## TASK PROMPT
Everything in the listing except the pictures should be written out exactly.

____

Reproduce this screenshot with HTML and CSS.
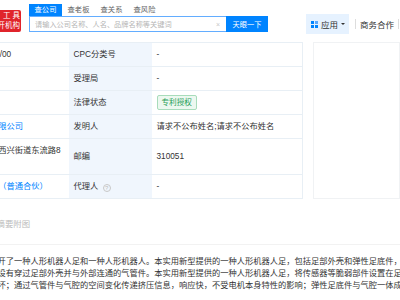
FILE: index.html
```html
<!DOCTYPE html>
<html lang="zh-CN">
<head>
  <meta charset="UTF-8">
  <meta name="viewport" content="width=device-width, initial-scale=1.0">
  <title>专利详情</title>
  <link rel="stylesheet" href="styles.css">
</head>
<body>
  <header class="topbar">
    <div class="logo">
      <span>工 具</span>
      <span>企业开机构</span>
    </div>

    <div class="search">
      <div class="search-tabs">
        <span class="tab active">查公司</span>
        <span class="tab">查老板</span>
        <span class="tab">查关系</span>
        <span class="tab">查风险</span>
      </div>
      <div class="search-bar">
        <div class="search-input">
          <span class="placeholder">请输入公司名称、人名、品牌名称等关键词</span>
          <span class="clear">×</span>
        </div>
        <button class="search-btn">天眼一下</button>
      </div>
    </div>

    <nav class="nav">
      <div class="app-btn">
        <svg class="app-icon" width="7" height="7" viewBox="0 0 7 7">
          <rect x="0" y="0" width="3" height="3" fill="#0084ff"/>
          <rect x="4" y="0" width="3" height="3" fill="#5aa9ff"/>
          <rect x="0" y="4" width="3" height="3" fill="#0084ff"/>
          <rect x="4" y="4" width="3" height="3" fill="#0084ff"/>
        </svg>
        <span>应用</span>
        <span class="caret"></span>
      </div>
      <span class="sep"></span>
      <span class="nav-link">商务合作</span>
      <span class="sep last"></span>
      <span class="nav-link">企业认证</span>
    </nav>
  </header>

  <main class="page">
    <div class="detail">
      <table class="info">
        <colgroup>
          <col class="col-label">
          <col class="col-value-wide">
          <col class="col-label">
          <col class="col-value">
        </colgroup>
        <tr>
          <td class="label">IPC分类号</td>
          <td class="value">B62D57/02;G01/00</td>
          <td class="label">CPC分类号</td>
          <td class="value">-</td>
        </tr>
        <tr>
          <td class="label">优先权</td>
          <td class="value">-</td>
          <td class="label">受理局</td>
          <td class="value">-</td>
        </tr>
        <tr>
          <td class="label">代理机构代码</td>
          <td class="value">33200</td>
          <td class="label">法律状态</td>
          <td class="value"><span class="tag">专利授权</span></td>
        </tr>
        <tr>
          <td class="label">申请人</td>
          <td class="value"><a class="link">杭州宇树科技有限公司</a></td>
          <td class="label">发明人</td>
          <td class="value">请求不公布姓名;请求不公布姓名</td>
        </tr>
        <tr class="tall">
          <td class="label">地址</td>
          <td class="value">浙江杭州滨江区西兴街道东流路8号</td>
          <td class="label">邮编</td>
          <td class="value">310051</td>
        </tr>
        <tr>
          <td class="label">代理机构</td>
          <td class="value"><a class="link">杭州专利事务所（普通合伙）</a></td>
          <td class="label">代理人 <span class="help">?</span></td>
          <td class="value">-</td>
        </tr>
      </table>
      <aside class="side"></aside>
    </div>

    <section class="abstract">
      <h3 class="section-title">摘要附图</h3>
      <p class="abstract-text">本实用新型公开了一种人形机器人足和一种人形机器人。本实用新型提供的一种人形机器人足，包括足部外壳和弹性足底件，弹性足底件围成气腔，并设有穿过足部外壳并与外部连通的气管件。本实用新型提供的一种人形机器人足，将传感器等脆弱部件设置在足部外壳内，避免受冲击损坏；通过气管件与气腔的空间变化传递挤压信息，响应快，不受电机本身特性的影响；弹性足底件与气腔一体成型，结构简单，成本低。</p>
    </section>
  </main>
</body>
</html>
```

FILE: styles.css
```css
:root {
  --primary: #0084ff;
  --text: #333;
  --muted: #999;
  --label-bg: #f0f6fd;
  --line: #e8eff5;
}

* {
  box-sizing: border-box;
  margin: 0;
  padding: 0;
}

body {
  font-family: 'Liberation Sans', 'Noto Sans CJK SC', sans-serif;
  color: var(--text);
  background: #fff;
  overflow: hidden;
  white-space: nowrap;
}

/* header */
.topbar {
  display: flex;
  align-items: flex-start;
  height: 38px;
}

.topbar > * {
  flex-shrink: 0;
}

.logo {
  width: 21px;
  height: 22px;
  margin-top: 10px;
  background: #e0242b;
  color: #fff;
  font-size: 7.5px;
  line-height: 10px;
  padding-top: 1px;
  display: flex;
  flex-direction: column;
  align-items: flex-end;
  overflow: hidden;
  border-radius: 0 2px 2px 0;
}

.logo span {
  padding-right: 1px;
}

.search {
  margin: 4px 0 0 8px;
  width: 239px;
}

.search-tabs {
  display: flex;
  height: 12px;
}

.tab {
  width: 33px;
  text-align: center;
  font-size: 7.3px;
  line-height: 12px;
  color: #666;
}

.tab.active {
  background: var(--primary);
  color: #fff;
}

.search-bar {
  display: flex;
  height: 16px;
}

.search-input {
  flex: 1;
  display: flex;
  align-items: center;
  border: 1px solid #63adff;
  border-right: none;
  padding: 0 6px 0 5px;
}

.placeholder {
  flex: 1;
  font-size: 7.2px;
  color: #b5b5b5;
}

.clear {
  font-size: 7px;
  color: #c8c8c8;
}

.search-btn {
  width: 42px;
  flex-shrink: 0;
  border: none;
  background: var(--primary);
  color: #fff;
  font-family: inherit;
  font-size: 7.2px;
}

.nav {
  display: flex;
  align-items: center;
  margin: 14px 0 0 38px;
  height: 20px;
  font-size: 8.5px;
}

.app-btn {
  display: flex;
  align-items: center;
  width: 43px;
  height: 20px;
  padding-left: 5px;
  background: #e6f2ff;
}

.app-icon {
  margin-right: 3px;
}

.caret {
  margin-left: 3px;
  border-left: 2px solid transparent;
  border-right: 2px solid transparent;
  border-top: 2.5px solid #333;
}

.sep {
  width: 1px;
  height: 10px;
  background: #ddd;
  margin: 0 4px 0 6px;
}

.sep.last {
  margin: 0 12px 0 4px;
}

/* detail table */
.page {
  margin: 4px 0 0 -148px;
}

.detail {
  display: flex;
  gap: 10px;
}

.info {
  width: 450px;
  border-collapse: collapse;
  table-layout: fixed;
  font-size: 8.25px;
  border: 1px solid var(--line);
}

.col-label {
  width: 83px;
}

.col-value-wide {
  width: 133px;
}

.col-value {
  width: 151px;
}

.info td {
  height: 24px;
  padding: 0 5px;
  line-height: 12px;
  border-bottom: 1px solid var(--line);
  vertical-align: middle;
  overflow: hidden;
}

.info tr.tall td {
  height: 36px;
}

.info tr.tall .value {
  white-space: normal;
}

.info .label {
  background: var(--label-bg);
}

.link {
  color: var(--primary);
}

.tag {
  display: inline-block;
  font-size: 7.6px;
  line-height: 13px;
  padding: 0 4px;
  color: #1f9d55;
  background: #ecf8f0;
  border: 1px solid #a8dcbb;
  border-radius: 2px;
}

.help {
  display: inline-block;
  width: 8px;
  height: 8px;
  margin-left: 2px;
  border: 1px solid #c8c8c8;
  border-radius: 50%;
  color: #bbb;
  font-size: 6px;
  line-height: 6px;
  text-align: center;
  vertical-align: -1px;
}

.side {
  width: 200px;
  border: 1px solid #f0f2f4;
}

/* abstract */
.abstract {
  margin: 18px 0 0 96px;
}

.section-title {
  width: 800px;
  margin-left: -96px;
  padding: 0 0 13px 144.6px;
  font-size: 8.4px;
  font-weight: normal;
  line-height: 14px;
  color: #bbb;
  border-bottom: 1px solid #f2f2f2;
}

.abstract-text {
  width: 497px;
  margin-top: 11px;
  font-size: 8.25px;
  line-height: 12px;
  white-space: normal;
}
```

____

## WRITTEN SOLUTION
Reproduce this screenshot with HTML and CSS.
FILE: index.html
```html
<!DOCTYPE html>
<html lang="zh-CN">
<head>
  <meta charset="UTF-8">
  <meta name="viewport" content="width=device-width, initial-scale=1.0">
  <title>专利详情</title>
  <link rel="stylesheet" href="styles.css">
</head>
<body>
  <header class="topbar">
    <div class="logo">
      <span>工 具</span>
      <span>企业开机构</span>
    </div>

    <div class="search">
      <div class="search-tabs">
        <span class="tab active">查公司</span>
        <span class="tab">查老板</span>
        <span class="tab">查关系</span>
        <span class="tab">查风险</span>
      </div>
      <div class="search-bar">
        <div class="search-input">
          <span class="placeholder">请输入公司名称、人名、品牌名称等关键词</span>
          <span class="clear">×</span>
        </div>
        <button class="search-btn">天眼一下</button>
      </div>
    </div>

    <nav class="nav">
      <div class="app-btn">
        <svg class="app-icon" width="7" height="7" viewBox="0 0 7 7">
          <rect x="0" y="0" width="3" height="3" fill="#0084ff"/>
          <rect x="4" y="0" width="3" height="3" fill="#5aa9ff"/>
          <rect x="0" y="4" width="3" height="3" fill="#0084ff"/>
          <rect x="4" y="4" width="3" height="3" fill="#0084ff"/>
        </svg>
        <span>应用</span>
        <span class="caret"></span>
      </div>
      <span class="sep"></span>
      <span class="nav-link">商务合作</span>
      <span class="sep last"></span>
      <span class="nav-link">企业认证</span>
    </nav>
  </header>

  <main class="page">
    <div class="detail">
      <table class="info">
        <colgroup>
          <col class="col-label">
          <col class="col-value-wide">
          <col class="col-label">
          <col class="col-value">
        </colgroup>
        <tr>
          <td class="label">IPC分类号</td>
          <td class="value">B62D57/02;G01/00</td>
          <td class="label">CPC分类号</td>
          <td class="value">-</td>
        </tr>
        <tr>
          <td class="label">优先权</td>
          <td class="value">-</td>
          <td class="label">受理局</td>
          <td class="value">-</td>
        </tr>
        <tr>
          <td class="label">代理机构代码</td>
          <td class="value">33200</td>
          <td class="label">法律状态</td>
          <td class="value"><span class="tag">专利授权</span></td>
        </tr>
        <tr>
          <td class="label">申请人</td>
          <td class="value"><a class="link">杭州宇树科技有限公司</a></td>
          <td class="label">发明人</td>
          <td class="value">请求不公布姓名;请求不公布姓名</td>
        </tr>
        <tr class="tall">
          <td class="label">地址</td>
          <td class="value">浙江杭州滨江区西兴街道东流路8号</td>
          <td class="label">邮编</td>
          <td class="value">310051</td>
        </tr>
        <tr>
          <td class="label">代理机构</td>
          <td class="value"><a class="link">杭州专利事务所（普通合伙）</a></td>
          <td class="label">代理人 <span class="help">?</span></td>
          <td class="value">-</td>
        </tr>
      </table>
      <aside class="side"></aside>
    </div>

    <section class="abstract">
      <h3 class="section-title">摘要附图</h3>
      <p class="abstract-text">本实用新型公开了一种人形机器人足和一种人形机器人。本实用新型提供的一种人形机器人足，包括足部外壳和弹性足底件，弹性足底件围成气腔，并设有穿过足部外壳并与外部连通的气管件。本实用新型提供的一种人形机器人足，将传感器等脆弱部件设置在足部外壳内，避免受冲击损坏；通过气管件与气腔的空间变化传递挤压信息，响应快，不受电机本身特性的影响；弹性足底件与气腔一体成型，结构简单，成本低。</p>
    </section>
  </main>
</body>
</html>
```

FILE: styles.css
```css
:root {
  --primary: #0084ff;
  --text: #333;
  --muted: #999;
  --label-bg: #f0f6fd;
  --line: #e8eff5;
}

* {
  box-sizing: border-box;
  margin: 0;
  padding: 0;
}

body {
  font-family: 'Liberation Sans', 'Noto Sans CJK SC', sans-serif;
  color: var(--text);
  background: #fff;
  overflow: hidden;
  white-space: nowrap;
}

/* header */
.topbar {
  display: flex;
  align-items: flex-start;
  height: 38px;
}

.topbar > * {
  flex-shrink: 0;
}

.logo {
  width: 21px;
  height: 22px;
  margin-top: 10px;
  background: #e0242b;
  color: #fff;
  font-size: 7.5px;
  line-height: 10px;
  padding-top: 1px;
  display: flex;
  flex-direction: column;
  align-items: flex-end;
  overflow: hidden;
  border-radius: 0 2px 2px 0;
}

.logo span {
  padding-right: 1px;
}

.search {
  margin: 4px 0 0 8px;
  width: 239px;
}

.search-tabs {
  display: flex;
  height: 12px;
}

.tab {
  width: 33px;
  text-align: center;
  font-size: 7.3px;
  line-height: 12px;
  color: #666;
}

.tab.active {
  background: var(--primary);
  color: #fff;
}

.search-bar {
  display: flex;
  height: 16px;
}

.search-input {
  flex: 1;
  display: flex;
  align-items: center;
  border: 1px solid #63adff;
  border-right: none;
  padding: 0 6px 0 5px;
}

.placeholder {
  flex: 1;
  font-size: 7.2px;
  color: #b5b5b5;
}

.clear {
  font-size: 7px;
  color: #c8c8c8;
}

.search-btn {
  width: 42px;
  flex-shrink: 0;
  border: none;
  background: var(--primary);
  color: #fff;
  font-family: inherit;
  font-size: 7.2px;
}

.nav {
  display: flex;
  align-items: center;
  margin: 14px 0 0 38px;
  height: 20px;
  font-size: 8.5px;
}

.app-btn {
  display: flex;
  align-items: center;
  width: 43px;
  height: 20px;
  padding-left: 5px;
  background: #e6f2ff;
}

.app-icon {
  margin-right: 3px;
}

.caret {
  margin-left: 3px;
  border-left: 2px solid transparent;
  border-right: 2px solid transparent;
  border-top: 2.5px solid #333;
}

.sep {
  width: 1px;
  height: 10px;
  background: #ddd;
  margin: 0 4px 0 6px;
}

.sep.last {
  margin: 0 12px 0 4px;
}

/* detail table */
.page {
  margin: 4px 0 0 -148px;
}

.detail {
  display: flex;
  gap: 10px;
}

.info {
  width: 450px;
  border-collapse: collapse;
  table-layout: fixed;
  font-size: 8.25px;
  border: 1px solid var(--line);
}

.col-label {
  width: 83px;
}

.col-value-wide {
  width: 133px;
}

.col-value {
  width: 151px;
}

.info td {
  height: 24px;
  padding: 0 5px;
  line-height: 12px;
  border-bottom: 1px solid var(--line);
  vertical-align: middle;
  overflow: hidden;
}

.info tr.tall td {
  height: 36px;
}

.info tr.tall .value {
  white-space: normal;
}

.info .label {
  background: var(--label-bg);
}

.link {
  color: var(--primary);
}

.tag {
  display: inline-block;
  font-size: 7.6px;
  line-height: 13px;
  padding: 0 4px;
  color: #1f9d55;
  background: #ecf8f0;
  border: 1px solid #a8dcbb;
  border-radius: 2px;
}

.help {
  display: inline-block;
  width: 8px;
  height: 8px;
  margin-left: 2px;
  border: 1px solid #c8c8c8;
  border-radius: 50%;
  color: #bbb;
  font-size: 6px;
  line-height: 6px;
  text-align: center;
  vertical-align: -1px;
}

.side {
  width: 200px;
  border: 1px solid #f0f2f4;
}

/* abstract */
.abstract {
  margin: 18px 0 0 96px;
}

.section-title {
  width: 800px;
  margin-left: -96px;
  padding: 0 0 13px 144.6px;
  font-size: 8.4px;
  font-weight: normal;
  line-height: 14px;
  color: #bbb;
  border-bottom: 1px solid #f2f2f2;
}

.abstract-text {
  width: 497px;
  margin-top: 11px;
  font-size: 8.25px;
  line-height: 12px;
  white-space: normal;
}
```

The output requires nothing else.